This is a guest post from Brandon Rottinghaus:
The House oversight committee has voted along party lines to hold Eric Holder in contempt, and John Boehner’s spokesman Michael Steel says that the White House’s decision to use executive privilege “implies that White House officials were either involved in the Fast and Furious operation or the cover-up that followed.”
If he is right, he is only partially right. In a recent article, Scott Basinger and I examine when presidents “stonewall” during a scandal. We suggest that this occurs in three scenarios:
- the president himself is involved in the scandal;
- when the media believe the scandal to be significant, regardless of whether the president is involved or not; or
- when it is improbable that the truth would otherwise be revealed and the president will not suffer much political damage if the media pursue the scandal.
In the case of “Fast and Furious,” this implies that either:
- the President is involved (which seems doubtful but unknown) and the White House is protecting him;
- the White House thinks that the media believe the scandal to be important and the White House wants to end the story by closing information avenues; or
- the White House does not believe that the stonewalling will hurt the President’s reputation since the “truth” is (more or less) known.
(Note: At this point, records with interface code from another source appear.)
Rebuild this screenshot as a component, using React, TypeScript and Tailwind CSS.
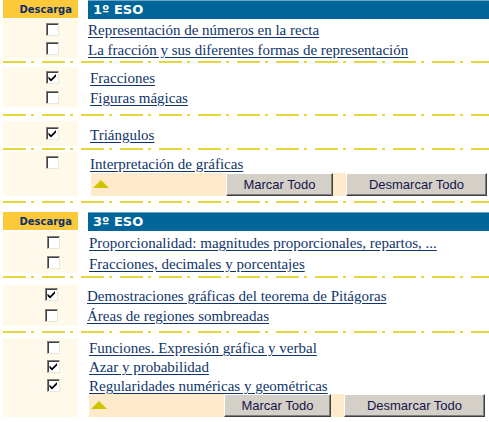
import React from 'react';

type Row = {
  label: string;
  checked?: boolean;
  h: string;
};

type Group = {
  rows: Row[];
  textPad: string;
  boxPad: string;
  buttons?: boolean;
  btnPad?: string;
};

const sans = "font-['DejaVu_Sans',Verdana,sans-serif]";

const CheckBox: React.FC<{ checked?: boolean }> = ({ checked }) => (
  <div className="w-[13px] h-[13px] bg-white border border-t-[#808080] border-l-[#808080] border-b-[#e8e6e0] border-r-[#e8e6e0] shadow-[inset_1px_1px_0_#404040] flex items-center justify-center">
    {checked && (
      <svg width="9" height="9" viewBox="0 0 9 9">
        <path d="M0.5 3.5 L3 6 L8 1 L8 3.5 L3 8.5 L0.5 6 Z" fill="#000" />
      </svg>
    )}
  </div>
);

const Separator: React.FC<{ className: string }> = ({ className }) => (
  <div
    className={`ml-[3px] h-[2px] bg-[repeating-linear-gradient(90deg,#e6d63c_0px,#e6d63c_23px,transparent_23px,transparent_28px,#e6d63c_28px,#e6d63c_31px,transparent_31px,transparent_39px)] ${className}`}
  />
);

const WinButton: React.FC<{ label: string; w: string }> = ({ label, w }) => (
  <button
    className={`${w} h-[23px] bg-[#d4d0c8] border border-t-white border-l-white border-b-[#404040] border-r-[#404040] shadow-[inset_-1px_-1px_0_#808080] font-['Liberation_Sans',Arial,sans-serif] text-[13px] text-[#14144a] leading-none`}
  >
    {label}
  </button>
);

const GroupBlock: React.FC<{ g: Group }> = ({ g }) => (
  <div className="flex flex-col">
    {g.rows.map((r) => (
      <div key={r.label} className={`flex ${r.h}`}>
        <div className={`w-[75px] ml-[3px] bg-[#fff9e9] flex items-center ${g.boxPad}`}>
          <CheckBox checked={r.checked} />
        </div>
        <div className={`flex items-center pt-[3px] ${g.textPad}`}>
          <a
            href="#"
            className="font-['Liberation_Serif','Times_New_Roman',serif] text-[15px] text-[#0f356a] underline decoration-[#0f356a] underline-offset-[2px] whitespace-nowrap"
          >
            {r.label}
          </a>
        </div>
      </div>
    ))}
    {g.buttons && (
      <div className="flex h-[23px]">
        <div className="w-[75px] ml-[3px] bg-[#fff9e9]" />
        <div className={`flex ${g.btnPad}`}>
          <div className="w-[135px] bg-[#ffebcc] flex items-center pl-[2px] pb-[1px]">
            <svg width="16" height="8" viewBox="0 0 16 8">
              <path d="M8 0 L16 8 L0 8 Z" fill="#d0c400" />
            </svg>
          </div>
          <WinButton label="Marcar Todo" w="w-[107px]" />
          <div className="w-[13px] bg-[#ffebcc]" />
          <WinButton label="Desmarcar Todo" w="w-[141px]" />
        </div>
      </div>
    )}
  </div>
);

const Header: React.FC<{ title: string; className?: string }> = ({ title, className }) => (
  <div className={`flex items-start ${className ?? ''}`}>
    <div
      className={`w-[75px] ml-[3px] h-[18px] bg-[#fcc93a] flex items-center justify-end pr-[6px] ${sans} text-[10px] font-bold text-[#0d2f6b]`}
    >
      Descarga
    </div>
    <div
      className={`flex-1 ml-[10px] h-[19px] bg-[#006699] border-t border-[#6fa6c8] flex items-center pl-[5px] ${sans} text-[13px] font-bold text-white`}
    >
      {title}
    </div>
  </div>
);

export default function App() {
  return (
    <div className="w-[489px] h-[422px] bg-white overflow-hidden">
      <Header title="1º ESO" />
      <GroupBlock
        g={{
          textPad: 'ml-[10px]',
          boxPad: 'pl-[43px]',
          rows: [
            { label: 'Representación de números en la recta', h: 'h-[20px]' },
            { label: 'La fracción y sus diferentes formas de representación', h: 'h-[19px]' },
          ],
        }}
      />
      <Separator className="mt-[3px] mb-[4px]" />
      <GroupBlock
        g={{
          textPad: 'ml-[12px]',
          boxPad: 'pl-[43px]',
          rows: [
            { label: 'Fracciones', checked: true, h: 'h-[20px]' },
            { label: 'Figuras mágicas', h: 'h-[20px]' },
          ],
        }}
      />
      <Separator className="mt-[7px] mb-[5px]" />
      <GroupBlock
        g={{
          textPad: 'ml-[12px]',
          boxPad: 'pl-[43px]',
          rows: [{ label: 'Triángulos', checked: true, h: 'h-[25px]' }],
        }}
      />
      <Separator className="mt-[2px] mb-[2px]" />
      <GroupBlock
        g={{
          textPad: 'ml-[12px]',
          boxPad: 'pl-[43px]',
          buttons: true,
          btnPad: 'ml-[13px]',
          rows: [{ label: 'Interpretación de gráficas', h: 'h-[21px]' }],
        }}
      />
      <Separator className="mt-[5px] mb-[9px]" />

      <Header title="3º ESO" className="h-[20px]" />
      <GroupBlock
        g={{
          textPad: 'ml-[11px]',
          boxPad: 'pl-[44px]',
          rows: [
            { label: 'Proporcionalidad: magnitudes proporcionales, repartos, ...', h: 'h-[20px]' },
            { label: 'Fracciones, decimales y porcentajes', h: 'h-[21px]' },
          ],
        }}
      />
      <Separator className="mt-[3px] mb-[7px]" />
      <GroupBlock
        g={{
          textPad: 'ml-[9px]',
          boxPad: 'pl-[42px]',
          rows: [
            { label: 'Demostraciones gráficas del teorema de Pitágoras', checked: true, h: 'h-[19px]' },
            { label: 'Áreas de regiones sombreadas', h: 'h-[22px]' },
          ],
        }}
      />
      <Separator className="mt-[5px] mb-[5px]" />
      <GroupBlock
        g={{
          textPad: 'ml-[11px]',
          boxPad: 'pl-[44px]',
          buttons: true,
          btnPad: 'ml-[11px]',
          rows: [
            { label: 'Funciones. Expresión gráfica y verbal', h: 'h-[18px]' },
            { label: 'Azar y probabilidad', checked: true, h: 'h-[20px]' },
            { label: 'Regularidades numéricas y geométricas', checked: true, h: 'h-[18px]' },
          ],
        }}
      />
    </div>
  );
}
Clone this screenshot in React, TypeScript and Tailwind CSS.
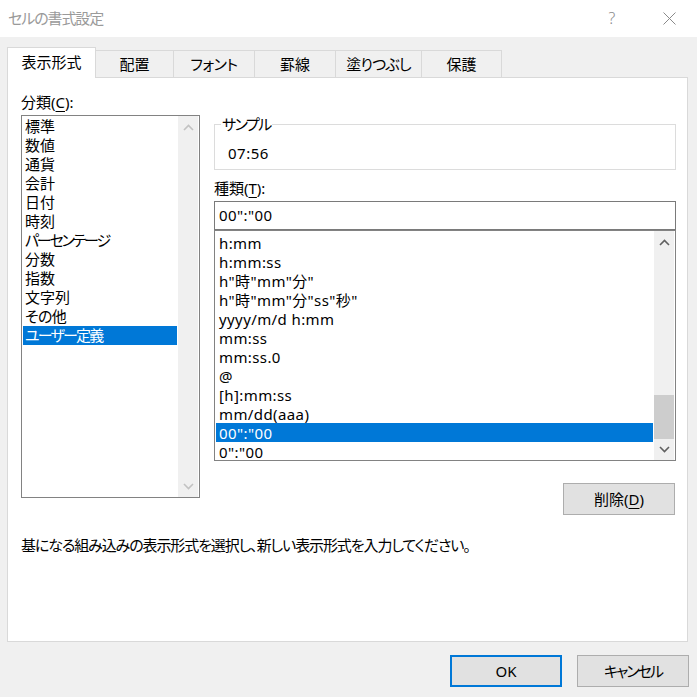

I suspect that that the White House’s reasoning is the last of those. A year and a half of inquiry from the House Committee on Oversight and Government Reform hasn’t seemed to hurt the president’s popularity directly, and the White House likely believes that all the truth about Operation “Fast and Furious” has already come to light (including a damaging misleading claim that the Justice Department did not allow “gun walking” which had to be taken back later). The White House seems confident to claim executive privilege and take their chances with some bad press.